— START Materials provided —

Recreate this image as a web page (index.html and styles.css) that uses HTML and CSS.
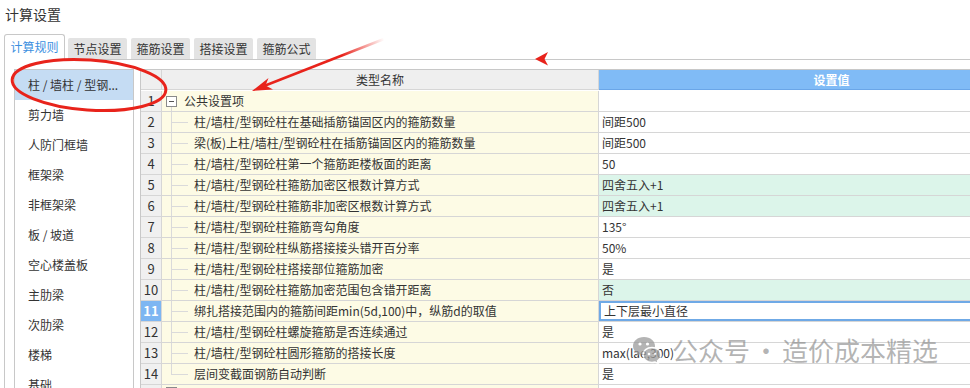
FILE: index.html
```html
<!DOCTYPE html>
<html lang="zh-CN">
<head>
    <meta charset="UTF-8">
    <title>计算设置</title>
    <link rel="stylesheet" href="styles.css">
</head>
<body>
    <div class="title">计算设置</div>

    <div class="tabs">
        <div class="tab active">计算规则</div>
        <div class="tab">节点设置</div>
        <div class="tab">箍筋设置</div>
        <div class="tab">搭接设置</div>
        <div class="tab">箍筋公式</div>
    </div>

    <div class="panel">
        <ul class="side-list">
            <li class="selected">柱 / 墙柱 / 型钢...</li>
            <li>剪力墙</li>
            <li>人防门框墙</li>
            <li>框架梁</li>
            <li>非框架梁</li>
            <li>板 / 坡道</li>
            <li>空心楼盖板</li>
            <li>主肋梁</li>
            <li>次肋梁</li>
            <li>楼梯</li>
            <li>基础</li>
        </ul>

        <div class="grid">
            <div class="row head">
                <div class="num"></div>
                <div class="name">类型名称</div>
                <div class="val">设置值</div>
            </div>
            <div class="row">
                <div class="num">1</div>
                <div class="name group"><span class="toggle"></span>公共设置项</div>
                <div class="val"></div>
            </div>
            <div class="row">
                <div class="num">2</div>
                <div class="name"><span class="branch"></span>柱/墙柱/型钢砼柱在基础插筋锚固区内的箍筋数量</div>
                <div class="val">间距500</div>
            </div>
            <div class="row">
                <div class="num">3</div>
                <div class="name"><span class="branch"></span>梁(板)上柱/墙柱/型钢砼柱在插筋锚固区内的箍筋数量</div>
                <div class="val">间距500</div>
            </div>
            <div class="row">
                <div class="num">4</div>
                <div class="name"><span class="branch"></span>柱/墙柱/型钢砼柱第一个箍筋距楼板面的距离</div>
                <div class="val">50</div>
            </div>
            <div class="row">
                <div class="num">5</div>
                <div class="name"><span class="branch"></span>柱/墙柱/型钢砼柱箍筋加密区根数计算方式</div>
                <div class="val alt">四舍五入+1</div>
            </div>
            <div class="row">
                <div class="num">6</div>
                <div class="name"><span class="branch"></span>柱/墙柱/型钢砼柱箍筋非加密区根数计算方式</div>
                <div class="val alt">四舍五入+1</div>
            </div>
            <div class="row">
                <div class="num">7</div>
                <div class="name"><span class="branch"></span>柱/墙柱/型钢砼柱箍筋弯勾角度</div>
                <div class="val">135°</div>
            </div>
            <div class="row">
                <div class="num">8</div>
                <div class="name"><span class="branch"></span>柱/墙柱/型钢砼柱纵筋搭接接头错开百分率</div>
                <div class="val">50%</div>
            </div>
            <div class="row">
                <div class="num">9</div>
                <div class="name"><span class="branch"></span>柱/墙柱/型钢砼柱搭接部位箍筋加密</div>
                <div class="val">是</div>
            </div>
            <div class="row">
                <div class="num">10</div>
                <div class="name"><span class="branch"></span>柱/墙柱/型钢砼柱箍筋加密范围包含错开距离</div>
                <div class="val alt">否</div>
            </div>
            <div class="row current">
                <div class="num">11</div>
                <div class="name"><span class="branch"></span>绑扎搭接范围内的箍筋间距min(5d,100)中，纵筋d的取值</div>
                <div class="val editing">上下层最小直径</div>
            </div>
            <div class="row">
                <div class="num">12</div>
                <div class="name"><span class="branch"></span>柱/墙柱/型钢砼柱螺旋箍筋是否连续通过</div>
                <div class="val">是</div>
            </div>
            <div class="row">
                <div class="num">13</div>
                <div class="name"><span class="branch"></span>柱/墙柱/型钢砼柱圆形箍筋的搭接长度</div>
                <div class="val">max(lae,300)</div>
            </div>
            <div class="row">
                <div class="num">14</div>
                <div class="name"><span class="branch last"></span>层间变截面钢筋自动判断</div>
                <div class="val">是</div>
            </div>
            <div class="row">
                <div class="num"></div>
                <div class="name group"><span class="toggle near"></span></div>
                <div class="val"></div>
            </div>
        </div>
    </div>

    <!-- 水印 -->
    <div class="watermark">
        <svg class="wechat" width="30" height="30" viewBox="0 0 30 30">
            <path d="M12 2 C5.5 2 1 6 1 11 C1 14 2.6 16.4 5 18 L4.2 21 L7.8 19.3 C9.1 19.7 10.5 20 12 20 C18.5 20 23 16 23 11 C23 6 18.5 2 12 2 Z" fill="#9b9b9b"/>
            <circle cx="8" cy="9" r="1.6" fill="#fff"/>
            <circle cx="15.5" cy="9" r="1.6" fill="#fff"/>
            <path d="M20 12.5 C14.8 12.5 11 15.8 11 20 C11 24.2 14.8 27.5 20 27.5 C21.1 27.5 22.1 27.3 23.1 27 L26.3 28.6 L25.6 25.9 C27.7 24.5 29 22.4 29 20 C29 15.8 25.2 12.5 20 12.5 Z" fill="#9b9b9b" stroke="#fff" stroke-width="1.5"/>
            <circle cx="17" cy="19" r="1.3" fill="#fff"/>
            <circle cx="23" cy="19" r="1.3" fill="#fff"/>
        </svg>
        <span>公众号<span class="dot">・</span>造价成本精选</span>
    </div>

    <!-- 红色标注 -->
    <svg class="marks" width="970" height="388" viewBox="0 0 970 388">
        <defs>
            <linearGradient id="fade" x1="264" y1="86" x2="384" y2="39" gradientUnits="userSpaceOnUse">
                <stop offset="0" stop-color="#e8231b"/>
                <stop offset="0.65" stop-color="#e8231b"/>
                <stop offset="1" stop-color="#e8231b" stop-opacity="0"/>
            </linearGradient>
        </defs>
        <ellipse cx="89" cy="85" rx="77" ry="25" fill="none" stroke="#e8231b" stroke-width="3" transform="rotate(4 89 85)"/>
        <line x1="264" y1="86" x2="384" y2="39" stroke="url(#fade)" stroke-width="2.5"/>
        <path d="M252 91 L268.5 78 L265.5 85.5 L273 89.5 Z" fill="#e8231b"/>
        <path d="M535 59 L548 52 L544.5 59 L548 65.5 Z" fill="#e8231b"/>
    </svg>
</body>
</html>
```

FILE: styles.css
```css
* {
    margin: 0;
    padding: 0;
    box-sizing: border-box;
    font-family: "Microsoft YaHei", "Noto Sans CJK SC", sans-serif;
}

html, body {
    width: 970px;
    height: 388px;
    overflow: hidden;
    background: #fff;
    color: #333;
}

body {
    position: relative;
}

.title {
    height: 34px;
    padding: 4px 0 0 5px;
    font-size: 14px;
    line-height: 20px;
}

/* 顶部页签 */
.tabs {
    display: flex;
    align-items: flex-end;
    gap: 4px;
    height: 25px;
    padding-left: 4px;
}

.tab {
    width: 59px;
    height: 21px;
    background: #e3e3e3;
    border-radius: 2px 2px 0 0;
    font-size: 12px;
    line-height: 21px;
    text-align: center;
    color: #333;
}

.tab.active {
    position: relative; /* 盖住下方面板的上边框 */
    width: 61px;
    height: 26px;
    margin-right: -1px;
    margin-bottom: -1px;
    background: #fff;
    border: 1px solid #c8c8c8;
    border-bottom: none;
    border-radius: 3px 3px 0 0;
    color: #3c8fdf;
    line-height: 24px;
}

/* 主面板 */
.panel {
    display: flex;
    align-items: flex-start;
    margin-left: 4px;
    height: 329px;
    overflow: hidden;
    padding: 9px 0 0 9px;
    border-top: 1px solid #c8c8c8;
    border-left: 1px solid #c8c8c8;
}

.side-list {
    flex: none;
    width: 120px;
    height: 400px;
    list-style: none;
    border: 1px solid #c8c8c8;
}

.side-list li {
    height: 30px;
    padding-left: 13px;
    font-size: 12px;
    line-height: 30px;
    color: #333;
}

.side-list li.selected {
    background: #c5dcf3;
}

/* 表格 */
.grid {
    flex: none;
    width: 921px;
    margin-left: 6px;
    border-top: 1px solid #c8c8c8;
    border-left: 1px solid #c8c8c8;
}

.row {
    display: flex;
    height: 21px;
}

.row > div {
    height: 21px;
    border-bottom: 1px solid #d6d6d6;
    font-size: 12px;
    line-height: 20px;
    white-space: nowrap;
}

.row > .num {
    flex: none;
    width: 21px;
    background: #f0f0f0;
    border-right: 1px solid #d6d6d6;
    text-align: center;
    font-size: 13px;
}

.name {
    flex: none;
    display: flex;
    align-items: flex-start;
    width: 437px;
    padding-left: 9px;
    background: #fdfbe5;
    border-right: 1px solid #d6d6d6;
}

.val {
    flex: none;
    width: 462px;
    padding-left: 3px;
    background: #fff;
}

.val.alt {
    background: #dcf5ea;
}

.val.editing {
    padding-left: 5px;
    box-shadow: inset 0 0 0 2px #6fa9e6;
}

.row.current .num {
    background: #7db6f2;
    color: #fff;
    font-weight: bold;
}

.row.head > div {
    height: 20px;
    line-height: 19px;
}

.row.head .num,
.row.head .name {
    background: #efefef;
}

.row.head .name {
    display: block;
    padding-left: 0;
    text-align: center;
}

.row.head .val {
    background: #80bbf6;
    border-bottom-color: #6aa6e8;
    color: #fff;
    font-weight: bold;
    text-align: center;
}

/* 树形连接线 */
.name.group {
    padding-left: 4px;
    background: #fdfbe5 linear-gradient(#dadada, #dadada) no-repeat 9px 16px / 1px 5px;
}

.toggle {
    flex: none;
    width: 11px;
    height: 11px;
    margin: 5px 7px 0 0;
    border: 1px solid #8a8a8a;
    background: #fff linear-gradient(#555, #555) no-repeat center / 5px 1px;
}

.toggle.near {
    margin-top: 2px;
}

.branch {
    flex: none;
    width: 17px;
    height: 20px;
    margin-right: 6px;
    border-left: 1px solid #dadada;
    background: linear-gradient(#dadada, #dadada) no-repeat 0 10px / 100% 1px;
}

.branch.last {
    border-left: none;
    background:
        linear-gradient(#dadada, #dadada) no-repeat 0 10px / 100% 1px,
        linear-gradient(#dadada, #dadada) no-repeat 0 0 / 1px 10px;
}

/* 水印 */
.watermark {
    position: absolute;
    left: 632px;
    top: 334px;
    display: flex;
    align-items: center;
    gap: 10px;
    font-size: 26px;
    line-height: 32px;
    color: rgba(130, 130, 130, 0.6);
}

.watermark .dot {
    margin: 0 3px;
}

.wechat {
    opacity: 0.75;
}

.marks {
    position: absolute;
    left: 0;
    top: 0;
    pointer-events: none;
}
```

— END Materials provided —
— START Materials provided —

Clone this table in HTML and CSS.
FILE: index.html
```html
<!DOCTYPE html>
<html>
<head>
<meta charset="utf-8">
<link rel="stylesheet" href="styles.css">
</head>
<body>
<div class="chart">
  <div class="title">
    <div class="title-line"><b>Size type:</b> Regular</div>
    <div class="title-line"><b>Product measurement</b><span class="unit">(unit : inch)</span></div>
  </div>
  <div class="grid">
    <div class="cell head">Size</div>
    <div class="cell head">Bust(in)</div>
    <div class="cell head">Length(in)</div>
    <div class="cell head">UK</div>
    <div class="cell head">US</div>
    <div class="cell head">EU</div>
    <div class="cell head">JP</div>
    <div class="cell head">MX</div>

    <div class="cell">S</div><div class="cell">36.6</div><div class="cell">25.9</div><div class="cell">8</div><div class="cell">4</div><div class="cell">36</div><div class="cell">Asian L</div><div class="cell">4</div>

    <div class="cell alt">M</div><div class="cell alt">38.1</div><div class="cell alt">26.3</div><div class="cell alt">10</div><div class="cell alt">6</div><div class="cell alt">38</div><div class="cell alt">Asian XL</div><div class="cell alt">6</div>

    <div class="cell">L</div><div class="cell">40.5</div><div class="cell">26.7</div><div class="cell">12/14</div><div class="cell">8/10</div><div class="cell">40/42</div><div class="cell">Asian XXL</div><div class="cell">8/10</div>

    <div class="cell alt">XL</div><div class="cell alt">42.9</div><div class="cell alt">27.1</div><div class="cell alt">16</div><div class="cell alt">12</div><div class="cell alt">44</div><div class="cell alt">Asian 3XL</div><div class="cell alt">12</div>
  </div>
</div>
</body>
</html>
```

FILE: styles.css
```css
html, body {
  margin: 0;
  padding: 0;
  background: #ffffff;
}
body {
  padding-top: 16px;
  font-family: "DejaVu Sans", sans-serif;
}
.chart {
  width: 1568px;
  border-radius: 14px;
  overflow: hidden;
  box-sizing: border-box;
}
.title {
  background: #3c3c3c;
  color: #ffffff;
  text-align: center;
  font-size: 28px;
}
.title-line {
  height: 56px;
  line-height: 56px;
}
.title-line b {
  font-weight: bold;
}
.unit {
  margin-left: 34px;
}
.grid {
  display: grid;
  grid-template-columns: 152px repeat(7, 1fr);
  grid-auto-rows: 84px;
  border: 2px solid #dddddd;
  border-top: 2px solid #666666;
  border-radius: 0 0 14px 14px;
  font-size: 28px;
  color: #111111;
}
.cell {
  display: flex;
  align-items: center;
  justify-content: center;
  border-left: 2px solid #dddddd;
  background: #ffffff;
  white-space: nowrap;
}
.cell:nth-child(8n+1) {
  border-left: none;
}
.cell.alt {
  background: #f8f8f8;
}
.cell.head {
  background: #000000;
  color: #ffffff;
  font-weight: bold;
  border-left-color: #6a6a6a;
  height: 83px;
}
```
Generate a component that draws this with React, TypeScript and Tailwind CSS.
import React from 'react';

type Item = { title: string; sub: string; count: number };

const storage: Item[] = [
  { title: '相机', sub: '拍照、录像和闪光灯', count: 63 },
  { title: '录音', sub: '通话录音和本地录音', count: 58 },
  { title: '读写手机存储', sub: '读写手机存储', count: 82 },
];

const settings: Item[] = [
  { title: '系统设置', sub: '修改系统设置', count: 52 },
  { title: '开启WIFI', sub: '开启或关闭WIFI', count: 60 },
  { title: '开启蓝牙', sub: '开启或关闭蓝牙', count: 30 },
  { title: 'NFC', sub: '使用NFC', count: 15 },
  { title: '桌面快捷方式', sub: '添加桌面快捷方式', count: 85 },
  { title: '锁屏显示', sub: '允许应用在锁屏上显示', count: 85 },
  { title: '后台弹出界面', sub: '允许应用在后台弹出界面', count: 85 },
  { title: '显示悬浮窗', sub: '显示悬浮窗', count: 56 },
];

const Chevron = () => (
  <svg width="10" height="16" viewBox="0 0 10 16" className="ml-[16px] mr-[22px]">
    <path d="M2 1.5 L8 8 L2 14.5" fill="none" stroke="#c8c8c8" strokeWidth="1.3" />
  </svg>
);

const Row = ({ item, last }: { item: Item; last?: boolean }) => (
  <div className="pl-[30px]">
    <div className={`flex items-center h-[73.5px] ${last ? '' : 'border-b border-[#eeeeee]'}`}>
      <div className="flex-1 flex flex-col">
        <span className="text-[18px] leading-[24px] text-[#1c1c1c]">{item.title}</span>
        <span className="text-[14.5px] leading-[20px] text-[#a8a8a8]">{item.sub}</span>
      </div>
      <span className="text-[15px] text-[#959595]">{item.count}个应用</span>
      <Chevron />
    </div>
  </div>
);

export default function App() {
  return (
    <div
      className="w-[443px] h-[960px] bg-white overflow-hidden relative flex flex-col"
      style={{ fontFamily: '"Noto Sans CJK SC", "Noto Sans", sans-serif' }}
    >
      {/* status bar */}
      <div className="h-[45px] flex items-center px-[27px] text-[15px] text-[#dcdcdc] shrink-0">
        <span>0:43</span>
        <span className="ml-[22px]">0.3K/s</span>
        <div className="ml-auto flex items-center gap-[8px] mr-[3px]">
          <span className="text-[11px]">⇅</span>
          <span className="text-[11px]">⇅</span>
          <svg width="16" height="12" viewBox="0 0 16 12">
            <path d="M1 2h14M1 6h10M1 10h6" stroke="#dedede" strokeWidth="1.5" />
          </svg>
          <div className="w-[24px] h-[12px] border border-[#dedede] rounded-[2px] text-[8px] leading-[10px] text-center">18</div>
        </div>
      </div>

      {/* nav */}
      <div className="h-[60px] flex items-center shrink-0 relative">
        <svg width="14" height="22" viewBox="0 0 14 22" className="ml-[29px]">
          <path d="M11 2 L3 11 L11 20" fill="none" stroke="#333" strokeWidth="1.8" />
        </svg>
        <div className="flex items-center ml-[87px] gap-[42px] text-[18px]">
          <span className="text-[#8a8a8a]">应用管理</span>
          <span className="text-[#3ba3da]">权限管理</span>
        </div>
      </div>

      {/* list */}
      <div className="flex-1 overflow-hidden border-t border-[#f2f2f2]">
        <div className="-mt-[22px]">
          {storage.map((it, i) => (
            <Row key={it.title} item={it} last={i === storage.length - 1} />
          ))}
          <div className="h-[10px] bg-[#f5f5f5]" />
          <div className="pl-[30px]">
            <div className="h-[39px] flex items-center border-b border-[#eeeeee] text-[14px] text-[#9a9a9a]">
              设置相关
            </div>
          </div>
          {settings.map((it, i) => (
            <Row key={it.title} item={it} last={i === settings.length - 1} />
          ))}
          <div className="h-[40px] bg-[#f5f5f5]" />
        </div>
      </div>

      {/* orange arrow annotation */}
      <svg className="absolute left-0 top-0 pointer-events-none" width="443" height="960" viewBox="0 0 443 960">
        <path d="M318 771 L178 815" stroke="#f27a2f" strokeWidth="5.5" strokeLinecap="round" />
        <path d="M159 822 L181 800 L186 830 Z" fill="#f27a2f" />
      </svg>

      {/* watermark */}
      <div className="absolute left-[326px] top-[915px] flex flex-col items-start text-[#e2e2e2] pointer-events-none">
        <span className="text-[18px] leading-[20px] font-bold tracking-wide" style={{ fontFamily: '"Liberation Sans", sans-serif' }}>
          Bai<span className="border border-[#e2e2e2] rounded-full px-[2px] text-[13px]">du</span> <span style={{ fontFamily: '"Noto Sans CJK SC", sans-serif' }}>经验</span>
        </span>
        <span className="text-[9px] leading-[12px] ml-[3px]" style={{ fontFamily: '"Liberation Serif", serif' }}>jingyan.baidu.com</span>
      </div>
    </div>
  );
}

— END Materials provided —

- [Direction]: Identify every line holding the word "this" and copy it out.

- [Worked answer]:
Recreate this image as a web page (index.html and styles.css) that uses HTML and CSS.
Clone this table in HTML and CSS.
Generate a component that draws this with React, TypeScript and Tailwind CSS.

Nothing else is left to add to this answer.